• _Requirements_: Repeat exactly the lines running from the first line of the data to the line containing "number; name: string;", both ends included, and nothing else; drop the pictures.

--- Start of Source material ---

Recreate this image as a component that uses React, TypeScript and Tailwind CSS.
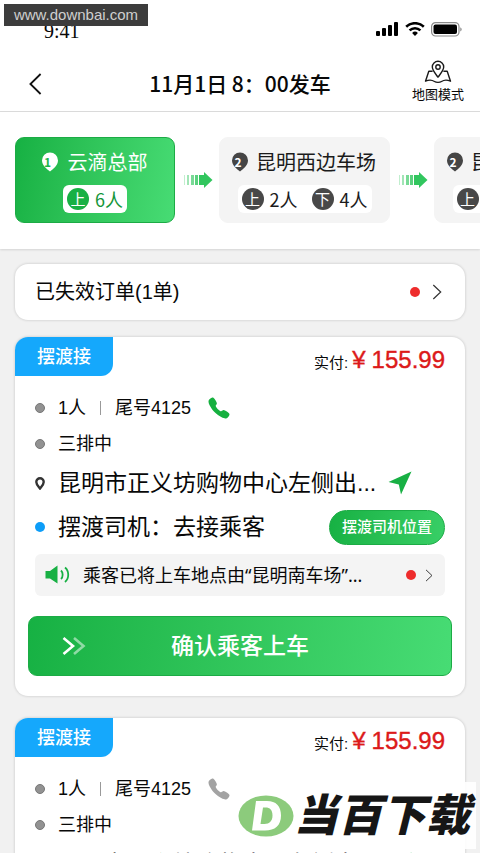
import type { ReactNode } from "react";
import { IoCall } from "react-icons/io5";

type Stop = { no: number; name: string; on: number; off?: number; active?: boolean };

const stops: Stop[] = [
  { no: 1, name: "云滴总部", on: 6, active: true },
  { no: 2, name: "昆明西边车场", on: 2, off: 4 },
  { no: 2, name: "昆明西边车场", on: 2, off: 4 },
];

const orders = [
  { id: 1, tail: "4125", price: "155.99", callable: true },
  { id: 2, tail: "4125", price: "155.99", callable: false },
];

function StatusBar() {
  return (
    <div className="flex h-14 items-end justify-between pr-[18px] pb-[13px] pl-11">
      <span className="font-['Liberation_Serif','Noto_Sans_CJK_SC',serif] text-xl leading-6">9:41</span>
      <div className="flex h-7 items-center gap-[6px]">
        <svg width="23" height="14" viewBox="0 0 23 14" aria-hidden="true">
          <rect x="0" y="9" width="4" height="5" rx="1" />
          <rect x="6" y="6" width="4" height="8" rx="1" />
          <rect x="12" y="3" width="4" height="11" rx="1" />
          <rect x="18" y="0" width="4" height="14" rx="1" />
        </svg>
        <svg width="20" height="14" viewBox="0 0 20 14" fill="none" stroke="#000" strokeWidth="2.6" aria-hidden="true">
          <path d="M1.2 4.8a12.6 12.6 0 0 1 17.6 0" />
          <path d="M4.6 8.4a7.8 7.8 0 0 1 10.8 0" />
          <path d="M10 14l-2.9-3a4.2 4.2 0 0 1 5.8 0z" fill="#000" stroke="none" />
        </svg>
        <svg width="31" height="15" viewBox="0 0 31 15" aria-hidden="true">
          <rect x="0.6" y="0.6" width="27.4" height="13.4" rx="4" fill="none" stroke="#8a8a8a" strokeWidth="1.2" />
          <rect x="2.5" y="2.5" width="23.5" height="9.6" rx="2" />
          <path d="M29.4 5.2c1.6.8 1.6 3.4 0 4.2z" fill="#777" />
        </svg>
      </div>
    </div>
  );
}

function Header() {
  return (
    <header className="grid h-14 grid-cols-[1fr_auto_1fr] items-center border-b border-[#dcdcdc] px-4 font-['Noto_Sans_CJK_SC',sans-serif]">
      <button type="button" aria-label="返回" className="w-fit pl-3">
        <svg width="15" height="22" viewBox="0 0 15 22" fill="none" stroke="#111" strokeWidth="1.8">
          <path d="M12.6 1L2.4 11l10.2 10" />
        </svg>
      </button>
      <h1 className="text-[21px] font-medium">11月1日 8：00发车</h1>
      <button type="button" className="flex flex-col items-center justify-self-end pb-1">
        <svg width="28" height="24" viewBox="0 0 28 24" fill="none" stroke="#1a1a1a" strokeWidth="1.4" strokeLinejoin="round" aria-hidden="true">
          <path d="M14 17.2C10.6 12.6 8.3 10 8.3 7a5.7 5.7 0 0 1 11.4 0c0 3-2.3 5.6-5.7 10.2z" />
          <circle cx="14" cy="7" r="2.2" />
          <path d="M8.6 11.2H4.8L1.5 21.2c4-1.8 6.5-1.4 9 .3 1.8 1.2 5.2 1.2 7 0 2.5-1.7 5-2.1 9-.3l-3.3-10h-3.8" />
        </svg>
        <span className="text-[13px] leading-5">地图模式</span>
      </button>
    </header>
  );
}

function StopPin({ no, active }: { no: number; active?: boolean }) {
  return (
    <span className={`relative flex size-5 items-center justify-center text-xs font-bold ${active ? "text-[#1cb548]" : "text-white"}`}>
      <svg className="absolute inset-0" width="20" height="20" viewBox="0 0 20 20" aria-hidden="true">
        <path d="M10 19.5C7 17 2 13.5 2 8.5a8 8 0 0 1 16 0c0 5-5 8.5-8 11z" fill={active ? "#fff" : "#454545"} />
      </svg>
      <span className="relative pr-1 leading-4">{no}</span>
    </span>
  );
}

function Count({ mark, n, active }: { mark: string; n: number; active?: boolean }) {
  return (
    <span className={`flex items-center gap-[6px] text-lg leading-7 ${active ? "text-[#15963a]" : "text-[#1b1b1b]"}`}>
      <span className={`flex size-[22px] items-center justify-center rounded-full text-[15px] leading-5 text-white ${active ? "bg-[#18b044]" : "bg-[#484848]"}`}>
        {mark}
      </span>
      {n}人
    </span>
  );
}

function StopArrow() {
  return (
    <svg className="mr-[6px] ml-2 shrink-0" width="30" height="18" viewBox="0 0 30 18" fill="#31c65e" aria-hidden="true">
      <rect x="1" y="4" width="1" height="10" opacity=".3" />
      <rect x="4" y="4" width="2" height="10" opacity=".45" />
      <rect x="8" y="4" width="3" height="10" opacity=".65" />
      <rect x="12" y="4" width="3" height="10" opacity=".8" />
      <path d="M16 4h5V1l8.5 8-8.5 8v-3h-5z" />
    </svg>
  );
}

function Stops() {
  return (
    <ol className="flex h-[137px] overflow-hidden bg-white pt-[25px] pl-[15px] font-['Noto_Sans_CJK_SC',sans-serif] shadow-[0_1px_2px_rgba(0,0,0,0.12)]">
      {stops.map((s, i) => (
        <li key={i} className="flex h-[86px] shrink-0 items-center">
          {i > 0 && <StopArrow />}
          <div
            className={`flex h-full flex-col items-center gap-[9px] rounded-[9px] pt-[10px] ${
              s.active
                ? "w-40 border border-[#1cab45] bg-linear-100 from-[#16b143] to-[#47dc74] text-white"
                : "w-[171px] border border-[#f4f4f4] bg-[#f4f4f4] text-[#1b1b1b]"
            }`}
          >
            <div className={`flex items-center pr-[3px] text-xl leading-7 ${s.active ? "gap-2" : "gap-[6px]"}`}>
              <StopPin no={s.no} active={s.active} />
              {s.name}
            </div>
            <div className="flex gap-[14px] rounded-md bg-white px-1">
              <Count mark="上" n={s.on} active={s.active} />
              {s.off && <Count mark="下" n={s.off} />}
            </div>
          </div>
        </li>
      ))}
    </ol>
  );
}

function RedDot() {
  return <span className="size-[10px] shrink-0 rounded-full bg-[#ee2c2c]" />;
}

function Chevron({ className }: { className: string }) {
  return (
    <svg className={className} viewBox="0 0 10 16" fill="none" stroke="#333" strokeWidth="1.2" aria-hidden="true">
      <path d="M1.3 1L8.7 8l-7.4 7" />
    </svg>
  );
}

function Row({ icon, className, children }: { icon: ReactNode; className: string; children: ReactNode }) {
  return (
    <div className={`flex items-center ${className}`}>
      <span className="flex w-[23px] shrink-0 items-center">{icon}</span>
      {children}
    </div>
  );
}

const grayDot = <span className="size-[10px] rounded-full border border-[#777] bg-[#929292]" />;

function OrderCard({ tail, price, callable }: { tail: string; price: string; callable: boolean }) {
  return (
    <article className="overflow-hidden rounded-[13px] bg-white pb-5 shadow-[0_0_3px_rgba(0,0,0,0.2)]">
      <div className="flex h-[39px] items-start justify-between pr-5">
        <span className="flex h-[39px] w-[98px] items-center justify-center rounded-br-xl bg-[#15a8fc] text-lg font-medium text-white">
          摆渡接
        </span>
        <p className="flex items-baseline gap-1 pt-[5px] leading-9">
          <span className="text-[15px]">实付:</span>
          <span className="flex items-baseline gap-[6px] text-2xl leading-9 text-[#dc1a1a] [-webkit-text-stroke:0.4px_#dc1a1a]">
            <span>¥</span>
            <span>{price}</span>
          </span>
        </p>
      </div>

      <div className="px-5 pt-[14px]">
        <Row className="h-9 text-lg" icon={grayDot}>
          <span>1人</span>
          <span className="mx-[14px] h-[14px] w-px bg-[#999]" />
          <span>尾号{tail}</span>
          <button
            type="button"
            aria-label="拨打电话"
            className={`ml-4 ${callable ? "text-[#16b03f]" : "text-[#a3a3a3]"}`}
          >
            <IoCall size={24} />
          </button>
        </Row>
        <Row className="h-9 text-lg" icon={grayDot}>
          三排中
        </Row>
        <Row
          className="h-[42px] text-[23px]"
          icon={
            <svg width="10" height="13" viewBox="0 0 10 13" aria-hidden="true">
              <path d="M5 11.5C3.5 9.5 1.3 7.5 1.3 5a3.7 3.7 0 0 1 7.4 0c0 2.5-2.2 4.5-3.7 6.5z" fill="#fff" stroke="#333" strokeWidth="2.4" />
            </svg>
          }
        >
          <span>昆明市正义坊购物中心左侧出...</span>
          <button type="button" aria-label="导航" className="ml-3">
            <svg width="24" height="24" viewBox="0 0 24 24" fill="#18b044">
              <path d="M23.5 .5L.5 11l10.3 2.5L13 23.5z" />
            </svg>
          </button>
        </Row>
        <Row className="h-[46px] text-[23px]" icon={<span className="size-[10px] rounded-full bg-[#0d9df8]" />}>
          <span>摆渡司机：去接乘客</span>
          <button
            type="button"
            className="ml-auto h-[35px] rounded-full border border-[#1cab45] bg-linear-100 from-[#16b143] to-[#38cf66] px-3 text-[15px] font-medium text-white"
          >
            摆渡司机位置
          </button>
        </Row>
        <button
          type="button"
          className="mt-1 flex h-[42px] w-full items-center rounded-md bg-[#f4f4f4] pr-3 pl-[10px] font-['Noto_Sans','Noto_Sans_CJK_SC',sans-serif] text-lg"
        >
          <svg className="mr-3 shrink-0" width="26" height="20" viewBox="0 0 26 20" aria-hidden="true">
            <path d="M.5 6H5l7.5-5.5v18L5 13.5H.5z" fill="#18b044" />
            <path d="M16 5.5c2.2 2 2.2 6.5 0 8.5M20 2.5c4.3 3.5 4.3 11 0 14.5" fill="none" stroke="#18b044" strokeWidth="1.8" />
          </svg>
          <span>乘客已将上车地点由“昆明南车场”...</span>
          <span className="ml-auto flex items-center gap-[9px]">
            <RedDot />
            <Chevron className="h-[13px] w-2" />
          </span>
        </button>
      </div>

      <div className="px-[13px] pt-5">
        <button
          type="button"
          className="grid h-[60px] w-full grid-cols-[1fr_auto_1fr] items-center rounded-[9px] border border-[#1cab45] bg-linear-100 from-[#16b143] to-[#47dc74] text-[23px] font-medium text-white"
        >
          <svg className="ml-[33px]" width="24" height="18" viewBox="0 0 24 18" fill="none" stroke="#fff" strokeWidth="2.6" aria-hidden="true">
            <path d="M1.5 1L11 9l-9.5 8" />
            <path d="M12 1l9.5 8-9.5 8" opacity=".5" />
          </svg>
          <span>确认乘客上车</span>
        </button>
      </div>
    </article>
  );
}

function Watermarks() {
  return (
    <>
      <span className="absolute top-1 left-1 flex h-[22px] w-36 items-center justify-center bg-[#3c3c3c] text-[15px] text-[#cfcfcf]">
        www.downbai.com
      </span>
      <div className="absolute right-1 bottom-1 flex h-[67px] items-center bg-white/90 pr-[6px] pl-1">
        <svg width="56" height="42" viewBox="0 0 56 42" role="img" aria-label="D">
          <ellipse cx="28" cy="21" rx="27.5" ry="20.5" fill="#8ccb7c" />
          <path fillRule="evenodd" fill="#fff" d="M18 6h11c9 0 14 5 14 14.5C43 30.5 37 35.5 27 35.5H14zM25 12.5l-2.500 16.500h4c5 0 8-3 8-8.500 0-5.500-2.500-8-7-8z" />
        </svg>
        <span className="text-[44px] leading-none font-black text-[#161616] italic">当百下载</span>
      </div>
    </>
  );
}

export default function App() {
  return (
    <div className="relative h-screen overflow-hidden bg-[#f1f1f1] font-['Liberation_Sans','Noto_Sans_CJK_SC',sans-serif] text-[#080808]">
      <div className="bg-white">
        <StatusBar />
        <Header />
        <Stops />
      </div>
      <main className="px-[15px] pt-[15px]">
        <button type="button" className="flex h-14 w-full items-center justify-between rounded-[13px] bg-white px-5 text-xl shadow-[0_0_3px_rgba(0,0,0,0.2)]">
          <span>已失效订单(1单)</span>
          <span className="flex items-center gap-3 pr-[3px]">
            <RedDot />
            <Chevron className="h-4 w-[10px]" />
          </span>
        </button>
        <div className="mt-[17px] flex flex-col gap-[22px]">
          {orders.map((o) => (
            <OrderCard key={o.id} tail={o.tail} price={o.price} callable={o.callable} />
          ))}
        </div>
      </main>
      <Watermarks />
    </div>
  );
}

--- End of Source material ---

• _Reply to the exercise_:
Recreate this image as a component that uses React, TypeScript and Tailwind CSS.
import type { ReactNode } from "react";
import { IoCall } from "react-icons/io5";

type Stop = { no: number; name: string; on: number; off?: number; active?: boolean };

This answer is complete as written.